I was expecting the usual modes in Madden when I got this game, and I got them. The exhibition, play off, tournament, and season modes are all here. So is the option to create your own player and draft him on any team. There is one new mode that stuck out. That is the Franchise mode. Yes, the Franchise mode debuted in Madden ‘99, and it’s almost a standard in all the other football games right now. It starts out just like a regular season, but once you complete your season you get off season options like the ability to resign, and release players. You can also go through the draft and pick out the top college prospects. It’s not that easy as you think, players might negotiate higher salaries, and you have to follow within the salary cap provided by the NFL. Once you have that taken care of, you can play another season, and another, and another. You do have the option of simulating games, but what’s the fun in that? That is what regular season mode is for!

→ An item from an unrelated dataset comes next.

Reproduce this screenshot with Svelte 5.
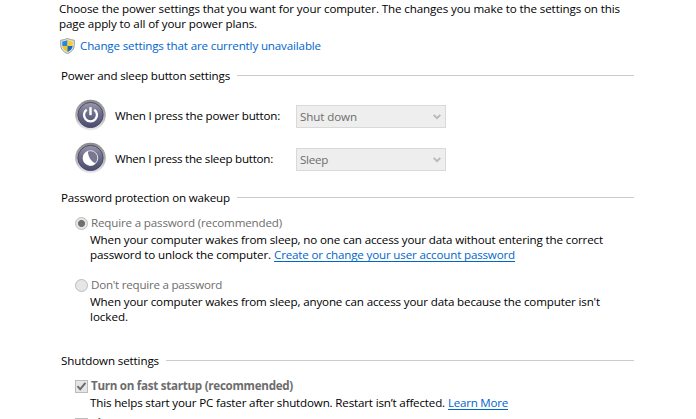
<script>
  // Spreads the letters of a run so that it fills the given width.
  function fit(node, width) {
    const natural = node.getBoundingClientRect().width;
    const count = node.textContent.length;
    node.style.letterSpacing = `${(width - natural) / count}px`;
  }

  const buttons = [
    { kind: 'power', label: 'When I press the power button:', width: 165, value: 'Shut down', valueWidth: 57 },
    { kind: 'sleep', label: 'When I press the sleep button:', width: 158, value: 'Sleep', valueWidth: 28 }
  ];
</script>

{#snippet heading(text, width)}
  <div class="heading">
    <h2><span use:fit={width}>{text}</span></h2>
    <i></i>
  </div>
{/snippet}

<main>
  <div class="intro">
    <p><span use:fit={561}>Choose the power settings that you want for your computer. The changes you make to the settings on this</span></p>
    <p><span use:fit={198}>page apply to all of your power plans.</span></p>
  </div>

  <div class="unlock">
    <svg width="15" height="16" viewBox="0 0 15 16">
      <path d="M7.5 .4Q10.5 2 14.3 2.2V7.5Q14.1 12.8 7.5 15.7Q.9 12.8 .7 7.5V2.2Q4.5 2 7.5 .4Z" fill="#dfe3e4" stroke="#8e9597" stroke-width=".9" />
      <path d="M7.5 2Q5.3 3.2 2.3 3.5V8H7.5Z" fill="#2687dc" />
      <path d="M7.5 2Q9.8 3.2 12.7 3.5V8H7.5Z" fill="#f8ce35" />
      <path d="M2.3 8H7.5V14Q2.8 11.8 2.3 8Z" fill="#f5c51f" />
      <path d="M12.7 8H7.5V14Q12.2 11.8 12.7 8Z" fill="#1767bd" />
    </svg>
    <a href="#unlock"><span use:fit={241}>Change settings that are currently unavailable</span></a>
  </div>

  <section class="buttons">
    {@render heading('Power and sleep button settings', 169)}
    {#each buttons as b}
      <div class="action">
        <svg class="orb" width="32" height="32" viewBox="0 0 32 32">
          <defs>
            <linearGradient id="rim-{b.kind}" x1="0" y1="0" x2="0" y2="1">
              <stop offset="0" stop-color="#8b8b8b" />
              <stop offset=".5" stop-color="#acacae" />
              <stop offset="1" stop-color="#ececef" />
            </linearGradient>
            <linearGradient id="face-{b.kind}" x1="0" y1="0" x2="0" y2="1">
              <stop offset="0" stop-color="#9797ab" />
              <stop offset=".5" stop-color="#696988" />
              <stop offset="1" stop-color="#4b4b70" />
            </linearGradient>
          </defs>
          <circle cx="15.5" cy="16" r="15.3" fill="url(#rim-{b.kind})" />
          <circle cx="15.5" cy="16" r="12.6" fill="url(#face-{b.kind})" stroke="#4c4c6b" stroke-width="1" />
          {#if b.kind === 'power'}
            <path d="M11.7 10.6A6.5 6.5 0 1 0 19.3 10.6" fill="none" stroke="#fff" stroke-width="2.3" />
            <path d="M15.5 8.2V16.2" stroke="#fff" stroke-width="2.4" />
          {:else}
            <circle cx="15.5" cy="16" r="7.3" fill="#77778f" stroke="#e2e2e9" stroke-width="1" />
            <path d="M13 9C12.7 14 16 19.6 20.6 21.4A7.5 7.5 0 1 1 13 9Z" fill="#fff" />
          {/if}
        </svg>
        <div class="label"><span use:fit={b.width}>{b.label}</span></div>
        <div class="select">
          <span use:fit={b.valueWidth}>{b.value}</span>
          <svg width="8" height="6" viewBox="0 0 8 6"><path d="M.7 .8L4 4.1L7.3 .8" fill="none" stroke="#b8b8b8" stroke-width="1.9" /></svg>
        </div>
      </div>
    {/each}
  </section>

  <section class="password">
    {@render heading('Password protection on wakeup', 169)}
    <div class="option">
      <b class="radio on"></b>
      <span use:fit={191}>Require a password (recommended)</span>
    </div>
    <div class="description">
      <p><span use:fit={513}>When your computer wakes from sleep, no one can access your data without entering the correct</span></p>
      <p><span use:fit={181}>password to unlock the computer.</span><a class="underlined" href="#account"><span use:fit={241}>Create or change your user account password</span></a></p>
    </div>
    <div class="option second">
      <b class="radio"></b>
      <span use:fit={131}>Don't require a password</span>
    </div>
    <div class="description">
      <p><span use:fit={510}>When your computer wakes from sleep, anyone can access your data because the computer isn't</span></p>
      <p><span use:fit={38}>locked.</span></p>
    </div>
  </section>

  <section class="shutdown">
    {@render heading('Shutdown settings', 98)}
    <div class="option strong">
      <b class="check"><svg width="11" height="11" viewBox="0 0 11 11"><path d="M1.5 5.2L4.2 8.2L9.4 1.9" fill="none" stroke="#6b6b6b" stroke-width="1.9" /></svg></b>
      <span use:fit={202}>Turn on fast startup (recommended)</span>
    </div>
    <div class="description">
      <p><span use:fit={355}>This helps start your PC faster after shutdown. Restart isn’t affected.</span><a class="underlined" href="#more"><span use:fit={60}>Learn More</span></a></p>
    </div>
    <div class="option strong last">
      <b class="check"></b>
      <span use:fit={32}>Sleep</span>
    </div>
  </section>
</main>

<style>
  :global(body) {
    background: #fff;
    overflow: hidden;
  }

  main {
    box-sizing: border-box;
    width: 696px;
    height: 419px;
    overflow: hidden;
    padding: 1px 62px 0 59px;
    background: #fff;
    color: #000;
    font: 11.6px/15px 'Open Sans', 'Noto Sans', sans-serif;
    white-space: nowrap;
  }

  p,
  h2 {
    margin: 0;
    font: inherit;
  }

  p {
    display: flex;
    gap: 3px;
    height: 15px;
  }

  a {
    color: #0066cc;
    text-decoration: none;
  }

  .underlined {
    height: 14px;
    border-bottom: 1px solid #0066cc;
  }

  .unlock {
    display: flex;
    align-items: center;
    gap: 5px;
    height: 16px;
    margin-top: 7px;
    padding-left: 1px;
  }

  .unlock a {
    height: 16px;
  }

  .heading {
    display: flex;
    align-items: center;
    gap: 7px;
    height: 15px;
    padding-left: 2px;
  }

  .heading i {
    flex: 1;
    height: 1px;
    background: #cbcbcb;
  }

  .buttons {
    margin-top: 14px;
  }

  .action {
    display: flex;
    align-items: center;
    height: 32px;
    margin-top: 11px;
    padding-left: 16px;
  }

  .heading + .action {
    margin-top: 16px;
  }

  .label {
    width: 181px;
    margin-left: 8px;
  }

  .select {
    box-sizing: border-box;
    display: flex;
    align-items: center;
    justify-content: space-between;
    width: 150px;
    height: 23px;
    margin-top: 3px;
    padding: 0 4px 1px 3px;
    border: 1px solid #d9d9d9;
    background: #eee;
    color: #6d6d6d;
  }

  .select svg {
    margin-top: 2px;
  }

  .password {
    margin-top: 16px;
  }

  .option {
    display: flex;
    align-items: center;
    gap: 3px;
    height: 15px;
    margin-top: 10px;
    padding-left: 16px;
    color: #6d6d6d;
  }

  .radio,
  .check {
    box-sizing: border-box;
    flex: none;
    width: 13px;
    height: 13px;
    margin-top: 1px;
    border: 1px solid #bcbcbc;
    background: #e6e6e6;
  }

  .radio {
    border-radius: 50%;
  }

  .radio.on {
    background: radial-gradient(circle, #707070 3.1px, #e6e6e6 3.9px);
  }

  .check svg {
    display: block;
  }

  .description {
    margin-top: 2px;
    padding-left: 31px;
  }

  .option.second {
    margin-top: 15px;
  }

  .shutdown {
    margin-top: 29px;
  }

  .strong {
    font-weight: 700;
  }

  .option.last {
    margin-top: 6px;
  }
</style>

I spent hours playing that damn Franchise mode to death until Madden 2000 came out, and I’m sure you would too if this was the only PSone football game you had. You’ll be lying to yourself if you don’t have fun creating players. Come on, who wouldn’t want to be a starting QB or WR? The game is multi-tap compatible so a total of eight people can play at once. I always thought the massive multi player football parties belonged to the Blitz series, and I always preferred playing the simulation football games only with two players. It’s just better that way.
That’s the main rundown on Madden ‘99, now let’s get to the scores!
Game play: 9.3
Replay Value: 8.5
Madden ‘99 is the game that brought the series back into stardom. It stole the spotlight away from the Gameday series, and Madden has been a top contender in the market since. There have been several other Madden’s out since the ‘99 version, with the 2003 edition being the latest. They have more improvements, and more modes than this, and if all you have right now is just a PSone, then I recommend the Madden series for you!